- Born: Beryl Agyekum Accra, Ghana
- Occupation: Business executive; Entrepreneur, Digital Marketer
- Known for: CEO of Echo House

= Beryl Agyekum =

Ghanaian businesswoman

Beryl Agyekum-Ayaaba is a Ghanaian female digital marketer, Founder and CEO of Echo House Ghana Limited. In 2019, she was named as part of the Top 50 Young CEOs in Ghana by the YCEO & Avance Media. She was nominated and awarded the 2020 Female category of the Young Achiever's Award at the 5th EMY Africa Awards. In March 2021, she was nominated among 30 'most influential' women in music for the 3Music Awards Women's Brunch.

== Education ==
She attended Kwame Nkrumah University of Science and Technology where she graduated with a MSc. in Civil Engineering.

== Career ==
During her school days, she began her career as a creative marketer.
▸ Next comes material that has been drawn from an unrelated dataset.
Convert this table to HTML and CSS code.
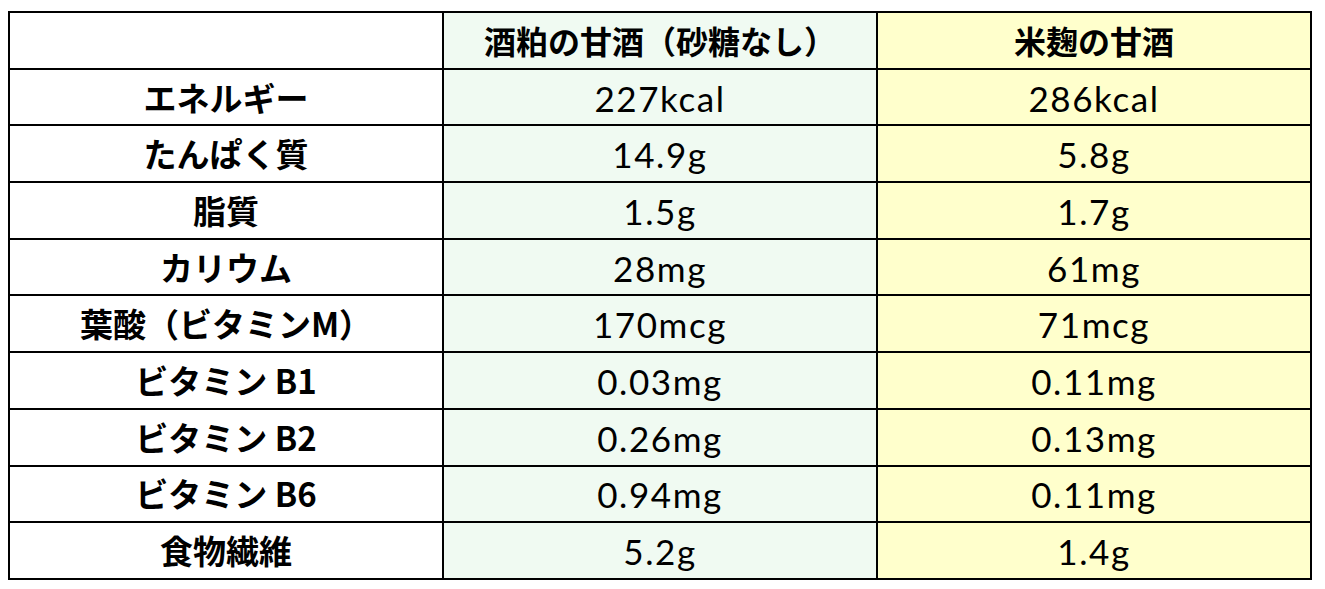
FILE: index.html
```html
<!DOCTYPE html>
<html lang="ja">
<head>
<meta charset="utf-8">
<title>酒粕の甘酒と米麹の甘酒の栄養比較</title>
<link rel="stylesheet" href="styles.css">
</head>
<body>
<table class="nutri">
  <thead>
    <tr>
      <th class="label"></th>
      <th class="col-sake">酒粕の甘酒（砂糖なし）</th>
      <th class="col-koji">米麹の甘酒</th>
    </tr>
  </thead>
  <tbody>
    <tr><th class="label">エネルギー</th><td class="col-sake">227kcal</td><td class="col-koji">286kcal</td></tr>
    <tr><th class="label">たんぱく質</th><td class="col-sake">14.9g</td><td class="col-koji">5.8g</td></tr>
    <tr><th class="label">脂質</th><td class="col-sake">1.5g</td><td class="col-koji">1.7g</td></tr>
    <tr><th class="label">カリウム</th><td class="col-sake">28mg</td><td class="col-koji">61mg</td></tr>
    <tr><th class="label">葉酸（ビタミンM）</th><td class="col-sake">170mcg</td><td class="col-koji">71mcg</td></tr>
    <tr><th class="label">ビタミン B1</th><td class="col-sake">0.03mg</td><td class="col-koji">0.11mg</td></tr>
    <tr><th class="label">ビタミン B2</th><td class="col-sake">0.26mg</td><td class="col-koji">0.13mg</td></tr>
    <tr><th class="label">ビタミン B6</th><td class="col-sake">0.94mg</td><td class="col-koji">0.11mg</td></tr>
    <tr><th class="label">食物繊維</th><td class="col-sake">5.2g</td><td class="col-koji">1.4g</td></tr>
  </tbody>
</table>
</body>
</html>
```

FILE: styles.css
```css
html, body {
  margin: 0;
  padding: 0;
  background: #ffffff;
}

body {
  padding: 11px 0 0 8px;
}

.nutri {
  border-collapse: collapse;
  width: 1304px;
  table-layout: fixed;
  color: #000;
}

.nutri tr {
  height: 56.7px;
}

.nutri th,
.nutri td {
  border: 2px solid #000;
  padding: 0;
  text-align: center;
  vertical-align: middle;
  width: 33.33%;
}

.nutri th {
  font-family: "Noto Sans CJK JP", "Liberation Sans", sans-serif;
  font-weight: 700;
  font-size: 32px;
  line-height: 1;
}

.nutri tbody th {
  font-size: 33px;
}

.nutri td {
  font-family: "Lato", "Liberation Sans", sans-serif;
  font-weight: 400;
  font-size: 35px;
  line-height: 1;
  letter-spacing: 1.6px;
  padding-top: 2px;
}

.label {
  background: #ffffff;
}

.col-sake {
  background: #f0faf2;
}

.col-koji {
  background: #ffffcc;
}
```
It was during KNUST that Beryl's passion for selling – and telling the unique stories often associated with brands. She sold and told stories concerning brands. She collaborated with her friend to start a campus magazine called Echo Magazine in 2008. In 2013, the magazine became a creative marketing agency called Echo House Ghana. Her agency has worked with lots of brands such as Smirnoff, GNPC, Vodafone Ghana, Access Bank, Guinness, ECG, Unilever, KFC, Philips and Samsung and others. She is known for providing opportunities for upcoming and established musicians through lifestyle and music events like Tidal Rave Festival and Epilogo.

== Personal life ==
She is married to Bright Ayaaba who is also COO of Echo House. They married in February 2016 and they have a child.

== Achievement ==

- 2022 Avance Media and Young CEO Awards.